M. Didier Boulaud s'est félicité que cette mission ait démontré à ses membres que notre culture et notre langue n'étaient pas partout en régression, contrairement à une idée reçue en France. Il a évoqué la présence américaine multiforme constatée dans les différents pays visités. Ainsi, en Ethiopie, cette présence se manifeste sous la forme d'une aide alimentaire, en Erythrée par des projets à la fois économique, humanitaire ou écologique, par exemple. Il s'est dit frappé par cette présence et ces actions qui se déploient en dépit des critiques théoriques formulées par les dirigeants de la zone contre les Etats-Unis. Cette présence, sous des aspects divers, soulignent a contrario l'absence marquante de l'Union européenne et de ses membres, dans cette zone.

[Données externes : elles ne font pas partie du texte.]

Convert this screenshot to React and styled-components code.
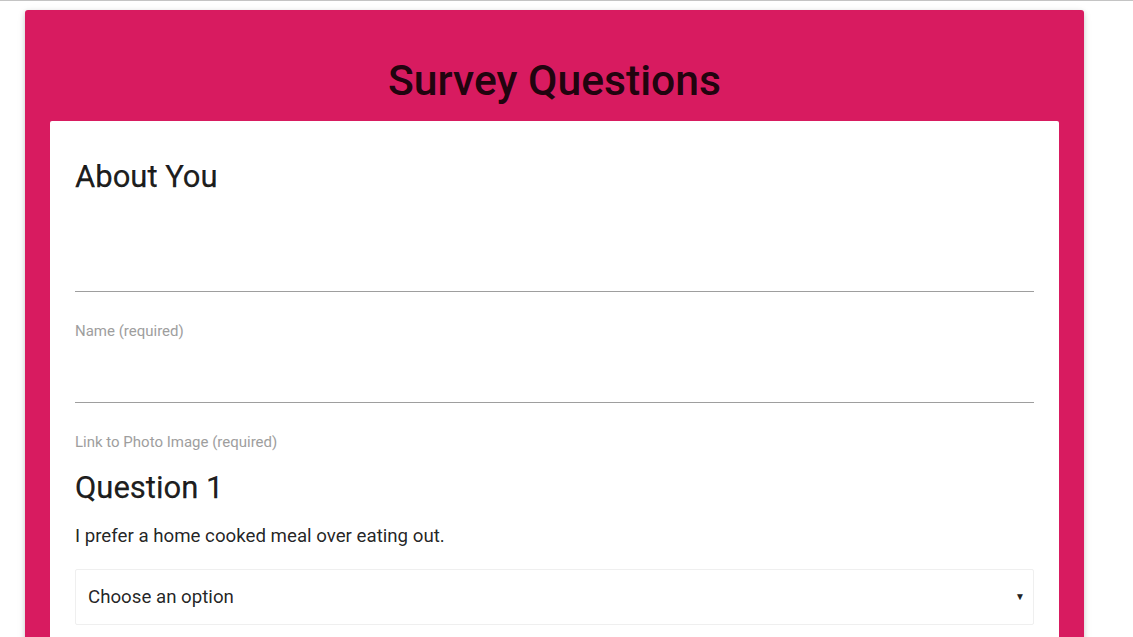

Mme Paulette Brisepierre s'est dite inquiète, s'agissant de l'Erythrée, de la discordance entre les chiffres annoncés par les autorités en matière de démobilisation et les informations qu'elle avait pu recueillir sur ce point par d'autres sources.

Enfin, M. Robert Del Picchia s'est réjoui de l'hommage rendu par les membres de la délégation aux activités des établissements d'enseignement français à l'étranger, alors que les moyens dont ils disposent sont très largement insuffisants, et a souhaité leur renforcement.

Au terme de ce débat, la commission a décidé la publication de cette communication sous forme de rapport d'information.

Mission d'information à l'étranger - Communication

Puis, sur la proposition de M. André Dulait, président, la commission a décidé du principe d'une mission d'information en Egypte, au cours du mois d'avril 2003.